Rows from a dataset of pages and code
####

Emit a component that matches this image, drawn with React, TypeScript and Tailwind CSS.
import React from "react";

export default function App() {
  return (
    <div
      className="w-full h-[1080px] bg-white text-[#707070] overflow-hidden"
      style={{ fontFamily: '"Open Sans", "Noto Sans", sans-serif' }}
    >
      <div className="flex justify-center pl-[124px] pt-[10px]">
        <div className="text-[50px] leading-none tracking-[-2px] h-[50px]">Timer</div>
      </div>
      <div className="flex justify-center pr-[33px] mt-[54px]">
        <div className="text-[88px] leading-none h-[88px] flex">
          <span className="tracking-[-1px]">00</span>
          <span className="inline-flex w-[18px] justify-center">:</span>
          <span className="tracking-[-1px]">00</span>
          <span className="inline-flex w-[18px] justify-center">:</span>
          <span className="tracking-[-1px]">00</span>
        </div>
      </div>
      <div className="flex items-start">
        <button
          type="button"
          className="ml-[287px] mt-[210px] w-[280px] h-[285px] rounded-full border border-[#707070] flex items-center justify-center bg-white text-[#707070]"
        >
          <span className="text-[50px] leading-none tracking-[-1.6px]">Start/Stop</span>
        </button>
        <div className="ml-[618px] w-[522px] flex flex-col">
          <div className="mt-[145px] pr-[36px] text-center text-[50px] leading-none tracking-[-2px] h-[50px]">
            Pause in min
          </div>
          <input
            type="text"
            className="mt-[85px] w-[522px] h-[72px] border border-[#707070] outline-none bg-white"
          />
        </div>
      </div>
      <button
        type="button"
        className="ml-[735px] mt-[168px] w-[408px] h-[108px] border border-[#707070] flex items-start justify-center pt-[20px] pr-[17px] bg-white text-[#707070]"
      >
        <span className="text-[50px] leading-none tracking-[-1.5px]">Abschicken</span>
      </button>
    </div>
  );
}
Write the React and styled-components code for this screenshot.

####

**THE PROBLEM**. Write out the entire listing exactly.

**SOLVED EXERCISE**.
Emit a component that matches this image, drawn with React, TypeScript and Tailwind CSS.
import React from "react";

export default function App() {
  return (
    <div
      className="w-full h-[1080px] bg-white text-[#707070] overflow-hidden"
      style={{ fontFamily: '"Open Sans", "Noto Sans", sans-serif' }}
    >
      <div className="flex justify-center pl-[124px] pt-[10px]">
        <div className="text-[50px] leading-none tracking-[-2px] h-[50px]">Timer</div>
      </div>
      <div className="flex justify-center pr-[33px] mt-[54px]">
        <div className="text-[88px] leading-none h-[88px] flex">
          <span className="tracking-[-1px]">00</span>
          <span className="inline-flex w-[18px] justify-center">:</span>
          <span className="tracking-[-1px]">00</span>
          <span className="inline-flex w-[18px] justify-center">:</span>
          <span className="tracking-[-1px]">00</span>
        </div>
      </div>
      <div className="flex items-start">
        <button
          type="button"
          className="ml-[287px] mt-[210px] w-[280px] h-[285px] rounded-full border border-[#707070] flex items-center justify-center bg-white text-[#707070]"
        >
          <span className="text-[50px] leading-none tracking-[-1.6px]">Start/Stop</span>
        </button>
        <div className="ml-[618px] w-[522px] flex flex-col">
          <div className="mt-[145px] pr-[36px] text-center text-[50px] leading-none tracking-[-2px] h-[50px]">
            Pause in min
          </div>
          <input
            type="text"
            className="mt-[85px] w-[522px] h-[72px] border border-[#707070] outline-none bg-white"
          />
        </div>
      </div>
      <button
        type="button"
        className="ml-[735px] mt-[168px] w-[408px] h-[108px] border border-[#707070] flex items-start justify-center pt-[20px] pr-[17px] bg-white text-[#707070]"
      >
        <span className="text-[50px] leading-none tracking-[-1.5px]">Abschicken</span>
      </button>
    </div>
  );
}
Write the React and styled-components code for this screenshot.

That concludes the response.